Uno dei grandi punti di debolezza del mercato del fundraising in Italia è proprio questo: l’assenza di ricerche! Quindi ben vengano tutte le ricerche che forniscono alcuni elementi di decisione in più.

Aggiungo che tutte le indagini, sono una serie di dati che devono rappresentare la materia prima e portare organizzazioni, comunità dei fundraisers e sociologhi a produrre interpretazioni.

Ad esempio: siamo portati a dare sempre la colpa alla crisi, ma in realtà potrebbero esserci anche altre letture.

Non poco tempo fà Bernardino Casadei, Segretario generale di ASSIFERO, commentava che, con sempre più organizzazioni non profit che si affacciano al fundraising (basti pensare al caso delle cooperative sociali che sempre più si rivolgono al fundraising), la raccolta fondi delle singole organizzazioni sarebbe potuta diminuire in quanto la maggiore  competizione costringe a  fare maggiori investimenti, che non necessariamente equivalgono ad un miglioramento delle prestazioni.

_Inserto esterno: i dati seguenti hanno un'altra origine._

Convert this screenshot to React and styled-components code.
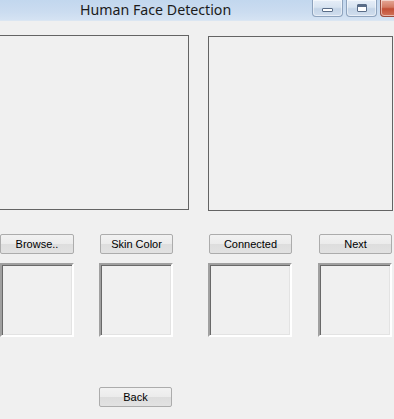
import React from 'react';
import styled, { createGlobalStyle } from 'styled-components';

const GlobalStyle = createGlobalStyle`
  html, body {
    margin: 0;
    padding: 0;
    background: #f0f0f0;
  }
  body {
    width: 394px;
    height: 419px;
    overflow: hidden;
    font-family: "Liberation Sans", Arial, sans-serif;
  }
`;

const Window = styled.div`
  width: 394px;
  height: 419px;
  overflow: hidden;
  background: #f0f0f0;
`;

const TitleBar = styled.div`
  height: 21px;
  display: flex;
  align-items: flex-start;
  background: linear-gradient(to bottom, #c2d7ee 0%, #cbdcf0 60%, #d5e3f3 100%);
  border-bottom: 1px solid #dbe6f2;
  overflow: hidden;
  box-sizing: border-box;
`;

const Title = styled.div`
  padding-left: 80px;
  font-family: "Noto Sans", "Open Sans", sans-serif;
  font-size: 14.2px;
  line-height: 20px;
  color: #1b1b1b;
  white-space: nowrap;
`;

const Controls = styled.div`
  margin-left: auto;
  display: flex;
  gap: 3px;
  margin-right: -28px;
`;

const CtrlButton = styled.div`
  width: ${p => p.$w}px;
  height: 17px;
  box-sizing: border-box;
  border: 1px solid ${p => (p.$close ? '#9a4a3c' : '#8ea3bd')};
  border-top: none;
  border-radius: 0 0 4px 4px;
  background: ${p =>
    p.$close
      ? 'linear-gradient(to bottom, #e6a898 0%, #d37a63 45%, #c24e35 55%, #d2735a 100%)'
      : 'linear-gradient(to bottom, #e6eef8 0%, #d8e4f1 45%, #c4d4e7 55%, #d1deee 100%)'};
  box-shadow: inset 0 0 0 1px rgba(255, 255, 255, 0.5);
  display: flex;
  align-items: center;
  justify-content: center;
`;

const MinGlyph = styled.div`
  width: 9px;
  height: 2px;
  margin-top: 4px;
  background: #fff;
  border: 1px solid #5a6d88;
  border-radius: 1px;
`;

const MaxGlyph = styled.div`
  width: 8px;
  height: 6px;
  border: 1px solid #5a6d88;
  background: #fff;
  box-shadow: inset 0 2px 0 #5a6d88;
  border-radius: 1px;
`;

const Client = styled.div`
  display: flex;
  flex-direction: column;
`;

const PanelRow = styled.div`
  display: flex;
  align-items: flex-start;
  gap: 19px;
  margin-top: 14px;
`;

const ImagePanel = styled.div`
  box-sizing: border-box;
  width: ${p => p.$w}px;
  height: 175px;
  margin-left: ${p => p.$ml || 0}px;
  margin-top: ${p => p.$mt || 0}px;
  border: 1px solid #646464;
  background: #f0f0f0;
`;

const ToolRow = styled.div`
  display: flex;
  margin-top: 23px;
`;

const ToolColumn = styled.div`
  display: flex;
  flex-direction: column;
  align-items: flex-end;
  gap: 9px;
  width: ${p => p.$w}px;
  margin-left: ${p => p.$ml}px;
`;

const WinButton = styled.button`
  box-sizing: border-box;
  width: ${p => p.$w}px;
  height: 20px;
  padding: 0;
  border: 1px solid #acacac;
  border-radius: 2px;
  background: linear-gradient(to bottom, #f2f2f2 0%, #ebebeb 50%, #dddddd 51%, #e2e2e2 100%);
  font-family: "Liberation Sans", Arial, sans-serif;
  font-size: 11px;
  color: #000;
  line-height: 18px;
  text-align: center;
`;

const SunkenBox = styled.div`
  box-sizing: border-box;
  width: 100%;
  height: 74px;
  border-style: solid;
  border-width: 2px;
  border-color: #a0a0a0 #ffffff #ffffff #a0a0a0;
  box-shadow: inset 1px 1px 0 #696969, inset -1px -1px 0 #e3e3e3;
  background: #f0f0f0;
`;

const BackRow = styled.div`
  display: flex;
  margin-top: 50px;
  padding-left: 99px;
`;

const tools = [
  { label: 'Browse..', w: 74, ml: 0 },
  { label: 'Skin Color', w: 74, ml: 25 },
  { label: 'Connected', w: 84, ml: 35 },
  { label: 'Next', w: 74, ml: 26 },
];

export default function App() {
  return (
    <Window>
      <GlobalStyle />
      <TitleBar>
        <Title>Human Face Detection</Title>
        <Controls>
          <CtrlButton $w={31}><MinGlyph /></CtrlButton>
          <CtrlButton $w={31}><MaxGlyph /></CtrlButton>
          <CtrlButton $w={42} $close />
        </Controls>
      </TitleBar>
      <Client>
        <PanelRow>
          <ImagePanel $w={201} $ml={-12} />
          <ImagePanel $w={185} $mt={1} />
        </PanelRow>
        <ToolRow>
          {tools.map(t => (
            <ToolColumn key={t.label} $w={t.w} $ml={t.ml}>
              <WinButton $w={t.w - (t.ml ? 1 : 0)}>{t.label}</WinButton>
              <SunkenBox />
            </ToolColumn>
          ))}
        </ToolRow>
        <BackRow>
          <WinButton $w={73}>Back</WinButton>
        </BackRow>
      </Client>
    </Window>
  );
}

Questa è solo una delle possibili letture.

Di certo si sente un grande bisogno di dare sistematicità alle ricerche sul fundraising in Italia. In tal senso molto dice il fatto che nelle varie ricerche in uscita in questi giorni molti dati sono in contrasto. Di un’attività come questa può e, a mio avviso deve essere, ASSIF a farsi carico.

Ecco alcune considerazioni che emergono dalla ricerca:

1L’incertezza del 5‰, che resta per molte ONP una risorsa fondamentale.

2Una mancata tariffazione postale ad hoc per il non profit (-12% mailing inviati).

3La volontà di investire in strumenti di comunicazione sociale e progetti strutturali nei confronti del profit. Questo è particolare se pensiamo che è il mercato maggiormente in contrazione, anche a detta dei presidenti delle organizzazioni non profit. Può essere una scelta giusta se si punto allo sviluppo nel medio lungo termine, molto sbagliata se si ha un bisogno di cassa immediato!

4L’abbondanza di eventi pubblici che rischia di portare ad una sovrapposizione tra le varie organizzazioni non profit sul territorio.

5La crescita dell’uso dei dialogatori, rappresentata dalla sempre maggiore volontà di investire nel face to face).

Ed ecco le conseguenze.

Per quel che riguarda i punti 1 e 2 si sente bisogno di una maggiore attività di lobbying e ASSIF può essere uno dei soggetti portavoce delle istanze del mondo non profit, se non altro perchè sul tema fundraising forse sarebbe più agevole trovare un punto di incontro tra le organizzazioni.

Il punto 3 richiama una maggiore professionalizzazione. In generale la figura del fundraiser tende a diventare sempre più complicata e appare fondamentale approfondire le tematiche e i propri know how. È sempre più, insomma, un mestiere dove non ci si può improvvisare.

Il punto 4 porta con sè un “supervisore” che controlli cosa accade sul territorio per evitare o gestire l’effetto di sovrapposizione. Le grandi organizzazioni, in realtà, seppur’informalmente si confrontano già oggi.

L’ultima considerazione riguarda il face to face e richiama nuovamente i concetti di professionalizzazione e regolamentazione, senza cui si rischia di produrre disaffezione o rigetto verso il fundraising, tema sempre più caldo.